Direction
Gather each line in the entries that includes the string "this".

Provided records
════

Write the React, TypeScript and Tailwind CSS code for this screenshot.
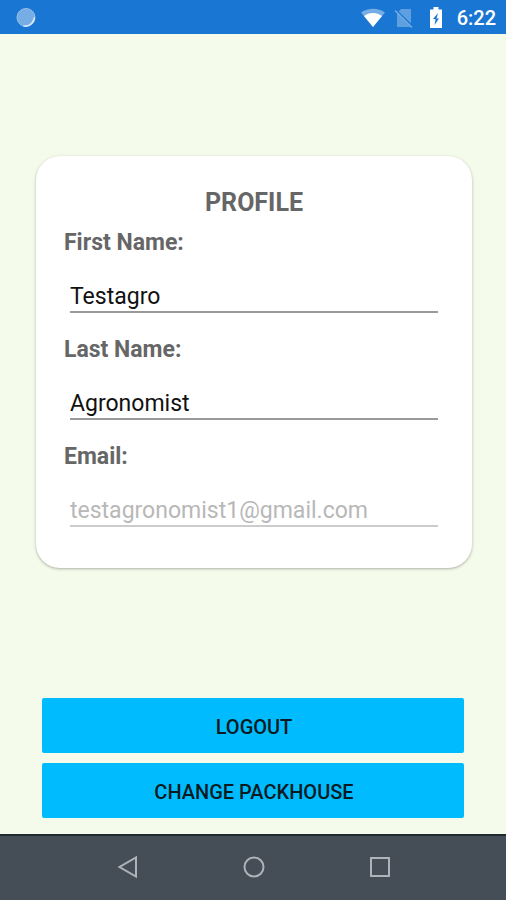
import { useState } from "react";

type FieldProps = {
	id: string;
	label: string;
	type?: string;
	value: string;
	disabled?: boolean;
	onChange?: (value: string) => void;
};

function Field({ id, label, type = "text", value, disabled, onChange }: FieldProps) {
	return (
		<div className="flex flex-col">
			<label htmlFor={id} className="text-[23px] leading-7 font-bold text-[#666666]">
				{label}
			</label>
			<input
				id={id}
				type={type}
				value={value}
				disabled={disabled}
				onChange={(e) => onChange?.(e.target.value)}
				className="mx-1.5 mt-6 h-8 border-b-2 border-[#9a9a9a] bg-transparent text-[23px] leading-7 text-[#111111] outline-none disabled:border-[#cccccc] disabled:text-[#b8b8b8]"
			/>
		</div>
	);
}

function StatusBar() {
	return (
		<header className="flex h-[34px] items-center justify-between bg-[#1976d2] pt-0.5 pr-[10px] pl-4 text-white">
			<svg className="h-5 w-5" viewBox="0 0 20 20" aria-hidden="true">
				<circle cx="10" cy="9.500" r="9" fill="#75ade4" stroke="#98c1ea" />
				<path d="M18.500 9a9 9 0 0 1-11 9c6 .3 9-3 11-9z" fill="#f1f7fd" stroke="#d6e7f8" />
			</svg>
			<div className="flex items-center">
				<svg className="h-5 w-6" viewBox="0 0 24 20" aria-hidden="true">
					<path d="M0 4.500C7 -.5 17 -.5 24 4.500L12 19z" fill="#75ade4" />
					<path d="M3 8c5-4 13-4 18 0l-9 11z" fill="#ffffff" />
				</svg>
				<svg className="ml-[9px] h-5 w-5" viewBox="0 0 20 20" aria-hidden="true">
					<path d="M7 1h10v14.500L4.500 3.500zM3 5l13.500 14H3z" fill="#5e9fdf" />
					<path d="M1 2.500L18 19.500" stroke="#75ade4" strokeWidth="1.500" />
				</svg>
				<svg className="ml-4 h-[22px] w-3" viewBox="0 0 12 22" aria-hidden="true">
					<path d="M3.500 0h5v2.500H12V21H0V2.500h3.500z" fill="#ffffff" />
					<path d="M8 6L3 12h2.500l-1 6L9 11.500H6.500z" fill="#1976d2" />
				</svg>
				<span className="ml-[15px] text-[20px] leading-6 font-medium">6:22</span>
			</div>
		</header>
	);
}

function SystemNav() {
	return (
		<nav className="flex h-[66px] items-center justify-center gap-[102px] border-t-2 border-[#1f2b2e] bg-[#454d56] pb-0.5 pl-0.5">
			<button type="button" aria-label="Back">
				<svg className="h-6 w-6" viewBox="0 0 24 24" fill="none" stroke="#adb3b8" strokeWidth="2">
					<path d="M20 2.500v19L3.500 12z" />
				</svg>
			</button>
			<button type="button" aria-label="Home">
				<svg className="h-6 w-6" viewBox="0 0 24 24" fill="none" stroke="#adb3b8" strokeWidth="2">
					<circle cx="12" cy="12" r="9.500" />
				</svg>
			</button>
			<button type="button" aria-label="Recent apps">
				<svg className="h-6 w-6" viewBox="0 0 24 24" fill="none" stroke="#adb3b8" strokeWidth="2">
					<rect x="3" y="3" width="18" height="18" />
				</svg>
			</button>
		</nav>
	);
}

export default function App() {
	const [firstName, setFirstName] = useState("Testagro");
	const [lastName, setLastName] = useState("Agronomist");

	return (
		<div className="flex min-h-screen flex-col bg-[#f4fbeb] font-[Roboto,sans-serif]">
			<StatusBar />

			<main className="flex flex-1 flex-col">
				{/* Profile card */}
				<section className="flex flex-1 flex-col justify-center pr-[34px] pl-9">
					<form className="flex flex-col rounded-3xl bg-white px-7 pt-[31px] pb-[41px] shadow-[0_1px_3px_rgba(0,0,0,0.3)]">
						<h1 className="text-center text-[25px] leading-8 font-bold text-[#666666]">PROFILE</h1>
						<div className="mt-[10px] flex flex-col gap-[23px]">
							<Field id="first-name" label="First Name:" value={firstName} onChange={setFirstName} />
							<Field id="last-name" label="Last Name:" value={lastName} onChange={setLastName} />
							<Field id="email" label="Email:" type="email" value="testagronomist1@gmail.com" disabled />
						</div>
					</form>
				</section>

				{/* Actions */}
				<div className="flex flex-col gap-[10px] px-[42px] pt-2 pb-4">
					<button
						type="button"
						className="h-[55px] rounded-xs bg-[#00bcff] pt-0.5 pl-0.5 text-[20px] leading-6 font-medium text-[#0a1a20]"
					>
						LOGOUT
					</button>
					<button
						type="button"
						className="h-[55px] rounded-xs bg-[#00bcff] pt-0.5 pl-0.5 text-[20px] leading-6 font-medium text-[#0a1a20]"
					>
						CHANGE PACKHOUSE
					</button>
				</div>
			</main>

			<SystemNav />
		</div>
	);
}
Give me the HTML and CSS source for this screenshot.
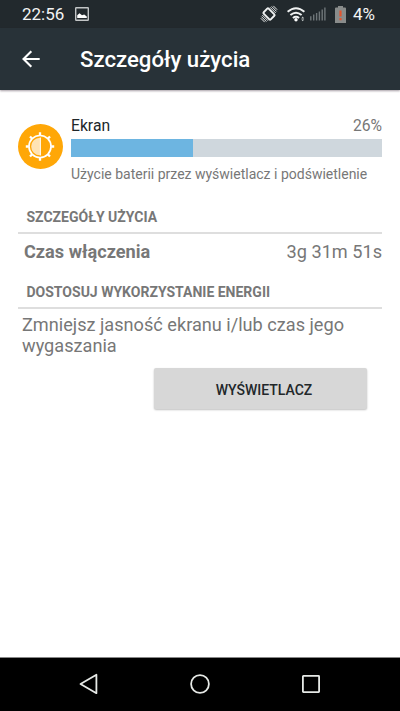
FILE: index.html
```html
<!DOCTYPE html>
<html lang="pl">
<head>
<meta charset="utf-8">
<title>Szczegóły użycia</title>
<link rel="stylesheet" href="styles.css">
</head>
<body>
<div class="status">
  <span class="clock">22:56</span>
  <svg class="picture" width="14" height="14" viewBox="0 0 14 14"><rect x=".7" y=".7" width="12.6" height="12.6" rx=".5" fill="none" stroke="#c2c5c6" stroke-width="1.4"/><path d="M2.200 11V8.300L4.500 6.200 7 8.300 9.200 7.600 11.800 9.500V11z" fill="#fff"/></svg>
  <svg class="rotate" width="16" height="16" viewBox="0 0 16 16"><g transform="rotate(-45 8 8)" fill="none" stroke="#f0f2f2"><rect x="4.500" y="3" width="7" height="10" rx="1" stroke-width="1.900"/><path d="M2.500 4v8M.8 4.500v7M-.8 5.300v5.400M13.500 4v8M15.200 4.500v7M16.800 5.300v5.400" stroke-width=".9"/></g></svg>
  <svg class="wifi" width="19" height="15" viewBox="0 0 19 15"><g fill="none" stroke="#f0f2f2" stroke-width="1.900"><path d="M.6 4.700Q9 -2.400 17.400 4.700M3.400 8Q9 3.300 14.600 8M5.900 11Q9 8.500 12.100 11"/></g><circle cx="9" cy="12.800" r="1.700" fill="#fff"/><path d="M14.200 11.500L15.700 9.600 17.200 11.500zM14.200 12.400L15.700 14.300 17.200 12.400z" fill="#c5caca"/></svg>
  <svg class="signal" width="16" height="14" viewBox="0 0 16 14"><path d="M.8 13.400V9.200M3.700 13.400V7.600M6.600 13.400V6M9.400 13.400V4.400M12.200 13.400V2.600M14.900 13.400V.4" stroke="#6f7679" stroke-width="1.400"/></svg>
  <svg class="battery" width="11" height="17" viewBox="0 0 11 17"><path d="M3 0h5v1.500h2q1 0 1 1V17H0V2.500q0-1 1-1h2z" fill="#898c8b"/><path d="M4.400 4.500h2.200v6h-2.200zM4.400 12h2.200v2.300h-2.200z" fill="#e2552f"/></svg>
  <span class="level">4%</span>
</div>
<header class="appbar">
  <svg width="18" height="18" viewBox="0 0 18 18"><path d="M17.700 9H1.800M9.300 1.200L1.500 9 9.300 16.800" fill="none" stroke="#fff" stroke-width="2.100"/></svg>
  <h1>Szczegóły użycia</h1>
</header>
<main>
  <section class="usage">
    <svg class="badge" width="45" height="45" viewBox="0 0 45 45"><circle cx="22.500" cy="22.500" r="22.500" fill="#ffa707"/><g fill="none" stroke="#fff"><circle cx="22" cy="22.500" r="11" stroke-width="1.700"/><path d="M22 8.300v3M22 33.700v3M7.800 22.500h3M33.200 22.500h3M12 12.500l2.200 2.200M29.800 30.300l2.200 2.200M12 32.500l2.200-2.200M29.800 14.700l2.200-2.200" stroke-width="2.300"/></g><path d="M22 13.700a8.800 8.800 0 0 0 0 17.600z" fill="#ffe3b4"/><path d="M22.400 13.500v18" stroke="#fff" stroke-width="1"/></svg>
    <div class="info">
      <div class="row"><span class="name">Ekran</span><span class="percent">26%</span></div>
      <div class="track"><div class="fill"></div></div>
      <p class="note">Użycie baterii przez wyświetlacz i podświetlenie</p>
    </div>
  </section>
  <h2 class="first">SZCZEGÓŁY UŻYCIA</h2>
  <div class="row detail"><b>Czas włączenia</b><span>3g 31m 51s</span></div>
  <h2 class="second">DOSTOSUJ WYKORZYSTANIE ENERGII</h2>
  <p class="hint">Zmniejsz jasność ekranu i/lub czas jego wygaszania</p>
  <button>WYŚWIETLACZ</button>
</main>
<nav>
  <svg width="22" height="22" viewBox="0 0 22 22"><path d="M18.400 1.800V20.200L2.500 11z"/></svg>
  <svg width="22" height="22" viewBox="0 0 22 22"><circle cx="11" cy="11" r="8.900"/></svg>
  <svg width="22" height="22" viewBox="0 0 22 22"><rect x="2.900" y="2.900" width="16.200" height="16.200" rx=".5"/></svg>
</nav>
</body>
</html>
```
FILE: styles.css
```css
* { box-sizing: border-box; }
body {
  margin: 0;
  width: 400px;
  height: 711px;
  display: flex;
  flex-direction: column;
  overflow: hidden;
  background: #fff;
  color: #777;
  font-family: Roboto, sans-serif;
}
h1, h2, p { margin: 0; }
svg { display: block; flex: none; }
.status {
  height: 28px;
  display: flex;
  align-items: center;
  padding: 0 0 0 22px;
  background: #22292d;
  color: #f3f4f4;
  font-size: 17px;
  line-height: 28px;
}
.clock { width: 53px; }
.rotate { margin-left: 172px; overflow: visible; }
.wifi { margin-left: 10px; }
.signal { margin-left: 4px; }
.battery { margin-left: 9px; }
.level { margin-left: 7px; }
.appbar {
  height: 62px;
  display: flex;
  align-items: center;
  gap: 40px;
  padding: 0 0 1px 22px;
  background: #283238;
  box-shadow: 0 1px 2px rgba(60, 40, 55, .45);
}
h1 {
  padding-top: 1px;
  color: #fff;
  font-size: 22.2px;
  font-weight: 500;
}
main {
  flex: 1;
  display: flex;
  flex-direction: column;
  padding: 24px 18px 0;
}
.usage {
  display: flex;
  gap: 8px;
}
.badge { margin-top: 10px; }
.info { flex: 1; }
.row {
  display: flex;
  justify-content: space-between;
  font-size: 15.7px;
  line-height: 22px;
}
.name { padding-top: 1px; margin-bottom: -1px; color: #20262a; }
.percent { padding-top: 1px; margin-bottom: -1px; }
.track {
  height: 18px;
  margin-top: 3px;
  background: #cfd7dd;
}
.fill {
  width: 39.1%;
  height: 100%;
  background: #6db5e1;
}
.note {
  margin-top: 8px;
  font-size: 14px;
  line-height: 18px;
}
h2 {
  padding-left: 8.500px;
  border-bottom: 2px solid #dedede;
  font-size: 14px;
  font-weight: 700;
  line-height: 16px;
}
.first {
  height: 25px;
  margin-top: 26px;
}
.detail {
  padding-left: 6px;
  font-size: 18.150px;
  line-height: 22px;
  margin-top: 7px;
}
.second {
  height: 25px;
  margin-top: 21px;
}
.hint {
  margin-top: 5px;
  padding-left: 4px;
  font-size: 18.150px;
  line-height: 21px;
}
button {
  width: 213px;
  height: 41px;
  margin: 12px 15px 0 0;
  padding: 2px 0 0 7px;
  align-self: flex-end;
  border: 0;
  border-radius: 2px;
  background: #d7d7d7;
  box-shadow: 0 1px 2px rgba(0, 0, 0, .25);
  color: #22272a;
  font: 500 14px Roboto, sans-serif;
}
nav {
  height: 54px;
  display: flex;
  justify-content: center;
  align-items: center;
  gap: 89px;
  padding-bottom: 1px;
  border-top: 1px solid #888;
  background: #000;
}
nav svg {
  fill: none;
  stroke: #e6e9e6;
  stroke-width: 1.8;
  stroke-linejoin: round;
}
```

════

Exercise solution
Write the React, TypeScript and Tailwind CSS code for this screenshot.
Give me the HTML and CSS source for this screenshot.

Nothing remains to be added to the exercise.